Decoding Game: On Minimax Optimality of Heuristic Text Generation Strategies
Sijin Chen, Omar Hagrass, Jason M. Klusowski
TL;DR
Decoding strategies for open-ended text generation exhibit a gap between MAP-like likelihood maximization and practical, diverse outputs. The authors formulate Decoding Game, a two-player zero-sum framework where Strategist seeks high true-distribution log-likelihood and Nature adversarially perturbs the distribution within a TV budget around the model, yielding a minimax objective $\max_{\mathbb{Q}}\min_{\mathbb{P}\in N(\widehat{\mathbb{P}})} \mathbb{E}_{\mathbb{Q}}[\log\mathbb{P}(X_1,\dots,X_T|X_0)]$. They derive that Nature induces an $\ell_\infty$-type regularization on the log-likelihood and show tail truncation-normalization as a first-order optimal strategy (with precise per-step conditions and thresholds), while also generalizing to other objective functions that recover temperature-based methods.

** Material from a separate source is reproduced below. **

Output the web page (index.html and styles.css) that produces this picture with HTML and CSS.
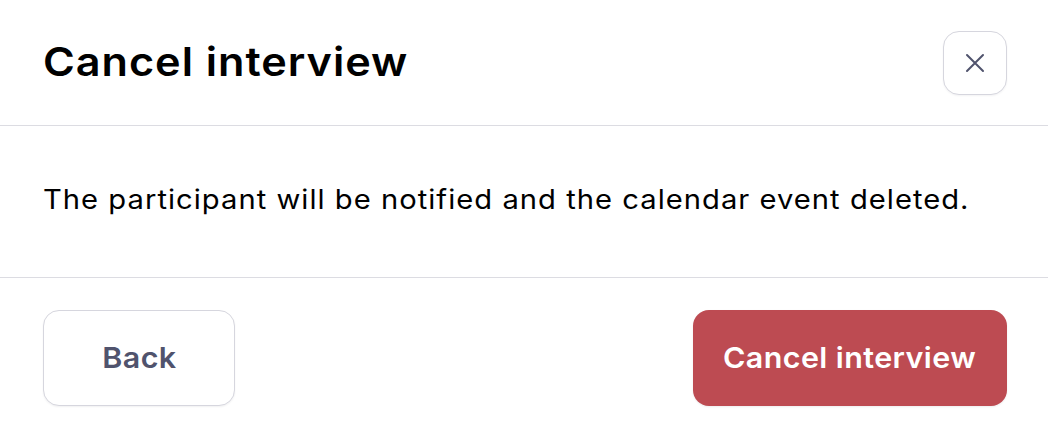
FILE: index.html
```html
<!DOCTYPE html>
<html lang="en">
<head>
<meta charset="utf-8">
<title>Cancel interview</title>
<link rel="stylesheet" href="styles.css">
</head>
<body>
<div class="dialog">
  <header class="dialog-header">
    <h2 class="dialog-title">Cancel interview</h2>
    <button class="close-btn" aria-label="Close">
      <svg width="22" height="22" viewBox="0 0 22 22" fill="none" stroke="currentColor" stroke-width="2" stroke-linecap="round"><path d="M3 3L19 19M19 3L3 19"/></svg>
    </button>
  </header>
  <section class="dialog-body">
    <p class="dialog-text">The participant will be notified and the calendar event deleted.</p>
  </section>
  <footer class="dialog-footer">
    <button class="btn btn-secondary"><span class="btn-label">Back</span></button>
    <button class="btn btn-danger"><span class="btn-label">Cancel interview</span></button>
  </footer>
</div>
</body>
</html>
```
FILE: styles.css
```css
* { box-sizing: border-box; }
html, body { margin: 0; padding: 0; background: #fff; }
body {
  font-family: Inter, "Noto Sans", sans-serif;
  color: #000;
}
.dialog { width: 1048px; height: 434px; display: flex; flex-direction: column; }
.dialog-header {
  height: 126px;
  padding: 0 41px 0 43px;
  display: flex;
  align-items: center;
  justify-content: space-between;
  border-bottom: 1px solid #dcdce2;
}
.dialog-title {
  margin: 0 0 2px;
  font-size: 40px;
  font-weight: 600;
  letter-spacing: 0.9px;
  transform: scaleX(1.08);
  transform-origin: left center;
}
.close-btn {
  width: 64px; height: 64px;
  border: 1.5px solid #d6d6de;
  border-radius: 16px;
  background: #fff;
  color: #50536d;
  display: flex; align-items: center; justify-content: center;
  box-shadow: 0 1px 2px rgba(20, 20, 40, 0.05);
  padding: 0;
}
.dialog-body {
  height: 152px;
  padding: 0 43px 4px;
  display: flex;
  align-items: center;
  border-bottom: 1px solid #dcdce2;
}
.dialog-text {
  margin: 0;
  font-size: 27px;
  font-weight: 400;
  line-height: 1.4;
  letter-spacing: 0.95px;
  transform: scaleX(1.08);
  transform-origin: left center;
  white-space: nowrap;
}
.dialog-footer {
  padding: 32px 41px 0 43px;
  display: flex;
  justify-content: space-between;
}
.btn {
  height: 96px;
  border-radius: 16px;
  font-family: Inter, "Noto Sans", sans-serif;
  font-size: 29px;
  font-weight: 600;
  padding: 0 0 2px;
}
.btn-label {
  display: inline-block;
  letter-spacing: 0.4px;
  transform: scaleX(1.05);
}
.btn-secondary {
  width: 192px;
  background: #fff;
  border: 1.5px solid #d6d6de;
  color: #50536d;
  box-shadow: 0 1px 2px rgba(20, 20, 40, 0.06);
}
.btn-danger {
  width: 314px;
  background: #bd4b52;
  border: none;
  color: #fff;
  box-shadow: 0 1px 2px rgba(20, 20, 40, 0.08);
}
```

The framework unifies and justifies popular heuristic sampling strategies and introduces Game sampling, which demonstrates competitive or superior open-ended generation performance across several models. Overall, the work provides a rigorous, minimal-assumption theory for decoding strategy design with practical, testable implications for robust text generation.
Abstract
Decoding strategies play a pivotal role in text generation for modern language models, yet a puzzling gap divides theory and practice. Surprisingly, strategies that should intuitively be optimal, such as Maximum a Posteriori (MAP), often perform poorly in practice. Meanwhile, popular heuristic approaches like Top-$k$ and Nucleus sampling, which employ truncation and normalization of the conditional next-token probabilities, have achieved great empirical success but lack theoretical justifications. In this paper, we propose Decoding Game, a comprehensive theoretical framework which reimagines text generation as a two-player zero-sum game between Strategist, who seeks to produce text credible in the true distribution, and Nature, who distorts the true distribution adversarially. After discussing the decomposibility of multi-step generation, we derive the optimal strategy in closed form for one-step Decoding Game. It is shown that the adversarial Nature imposes an implicit regularization on likelihood maximization, and truncation-normalization methods are first-order approximations to the optimal strategy under this regularization. Additionally, by generalizing the objective and parameters of Decoding Game, near-optimal strategies encompass diverse methods such as greedy search, temperature scaling, and hybrids thereof. Numerical experiments are conducted to complement our theoretical analysis.